BirGün’de yayımlanan Mine Kırıkkanat röportajı kızgınlık yarattı. Röportajda yazılanları okudum. Kırıkkanat’ın benim durduğum yerden bakıldığında görüşlerinin bir önemi yok. Çünkü söyledikleri bu çağın o kötü ruhuna ait. Kötü olması BirGün’ün bu röportajı yayımlamaması için bir gerekçe değil. Kötü sözlerin, kötü düşüncelerin yayımlanmasında ben beis görmüyorum. Ancak... Kırıkkanat’ın röportajda söylediği sözlerin bizim durduğumuz yerden bakıldığında “kötü” ve “yanlış” olmasından daha dehşet bir şey var. Tutarlı olması. İşte bu nedenle kötü olduğu için değil, Kırıkkanat tutarlı bir biçimde, kendi durduğu yeri her defasında olumlar şekilde, aynı hat üzerinde devam ederek bugüne gelmesindeki tutarlılığı nedeniyle o röportaja yer verilmesi hatadır.

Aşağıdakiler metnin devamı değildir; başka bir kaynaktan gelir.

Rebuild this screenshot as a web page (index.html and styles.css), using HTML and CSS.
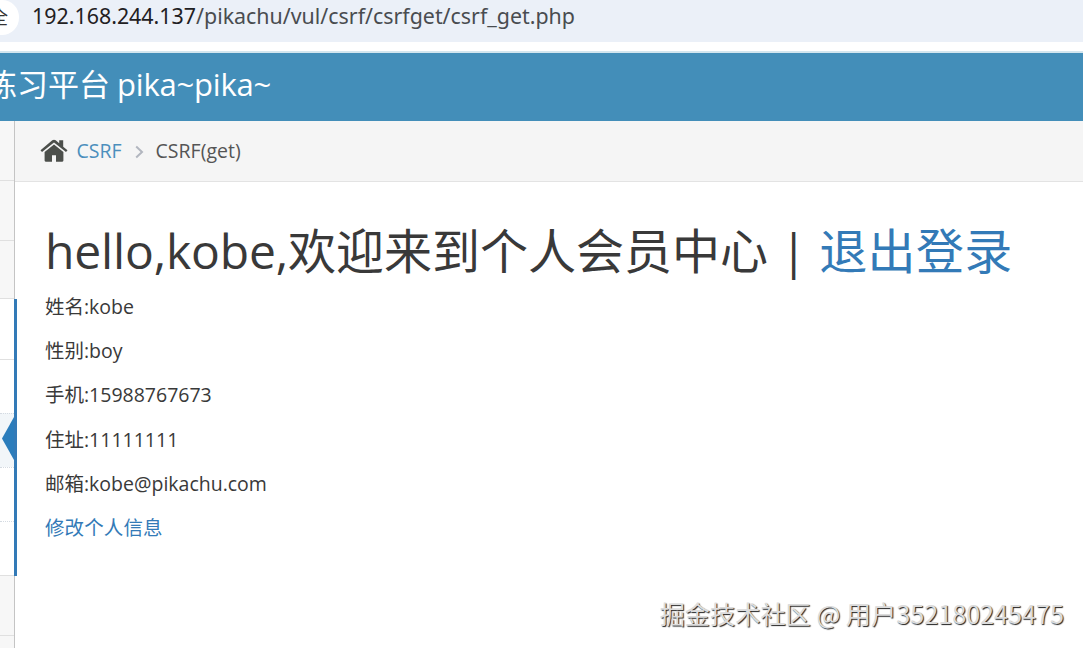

Peki ne yapmak gerekiyordu? Buna birazdan yanıt vermeye çalışacağım. Öncelikle kaldığımız yerden devam edelim. Burada Kırıkkanat da hatalı değildir. Kendisine verilen bu imkanı kaçırabilecek kadar saf değildir. Dolayısıyla BirGün ya da diğer sol gazetelerin Kırıkkanat’ı kendi mecrası ve düşüncesiyle birlikte bırakması daha yerinde olacaktır. Zaten bu linç kampanyasından sonra Kırıkkanat’ın “sığındığı” yerlere bakıldığında da hatanın ne derece olduğu görülecektir.

Kırıkkanat söylediklerinden dolayı suçlanamayacaksa (karşılığını yine sözle, düşünceyle almak kaydıyla) olay editoryal bir hata gibi görünmektedir. Öyle midir? Eğer bu terimi ana akım medyanın, liberal iletişim tekniklerinin kafamıza kazımaya çalıştığı şekliyle okuyup, o sürekli kaçmaya çalıştığımız medya algısıyla değerlendirirsek bence öyle. Çünkü yüksek ve büyük camlarla kaplı şeffaf plazalarda her türlü pisliği örtmeyi sağlayan medya anlayışı bu durumu da editoryal bir hata olarak görecek ve bu duruma neden olan birçok kişiyi işten çıkartarak kendini temizleyecektir. Ancak BirGün’de ve diğer bir çok gazete ve internet sitesinde işler böyle yürümemektedir. Çünkü işlerin bu şekilde yürümesi için gazetenin başka bir etik alana doğru kaymış olması gerekmektedir. Bu gazeteler Türkiye’nin amiral gemisi olarak adlandırılanların baş eğdiği bir zamanda, büyük fırtınaların ve dalgaların arasından kimileri için uzakta bir karartı gibi de olsa insanlara gerçeği anlatabilmek için ve bu inançla mücadele etmektedir. Teslimiyete kapılınmamasının nedeni de tam olarak bu inançtır. Dümenlerinde kimsenin olmamasıdır. Yani böyle bir hata yapabilmenin kendisi, havuz medyasında ve amiral gemilerinde, teknik bir beceriksizlik, iş bilmemezlik ya da kötü niyet olarak değerlendirilebilecekken, bu mecrada güven ve iman üzerine inşa edilmiş bir çalışma ortamında ancak bir kaza olabilir. Benzer kazalara bu cenahtaki gazetelerin tamamına yakınından yüzlerce örnek verilebilir. Birisinin eksiği ya da fazlası diğerinden daha az ya da çok değildir. Yarın ülkenin özgür, adil ve hakça paylaşılan bir ülke olabilmesi yönünde bildiklerini ve gördüklerini paylaşmaktan çekinmeyen kim ve hangi gazete varsa benzer hatayı yaptığında yapılacak şey ona gül atmaktır. Çünkü dostun gülü taştan daha ağır, kurşundan daha tehlikelidir. Linç için pusuda yatanlarsa zaten dost değildir. Onların etiği ve ahlakı için söze bile gerek yok. Varlıkları da gereksiz, yoklukları da önemsizdir.

Hatalar insanların yol öykülerindendir. Hatalarımızı görmezden gelmek değil, dostane uyarmak da hepimizin üstüne vazifedir. Bu nedenle gül atanlara selam olsun, linç kültürünün parçası olmuşlarınsa zaten canı cehenneme.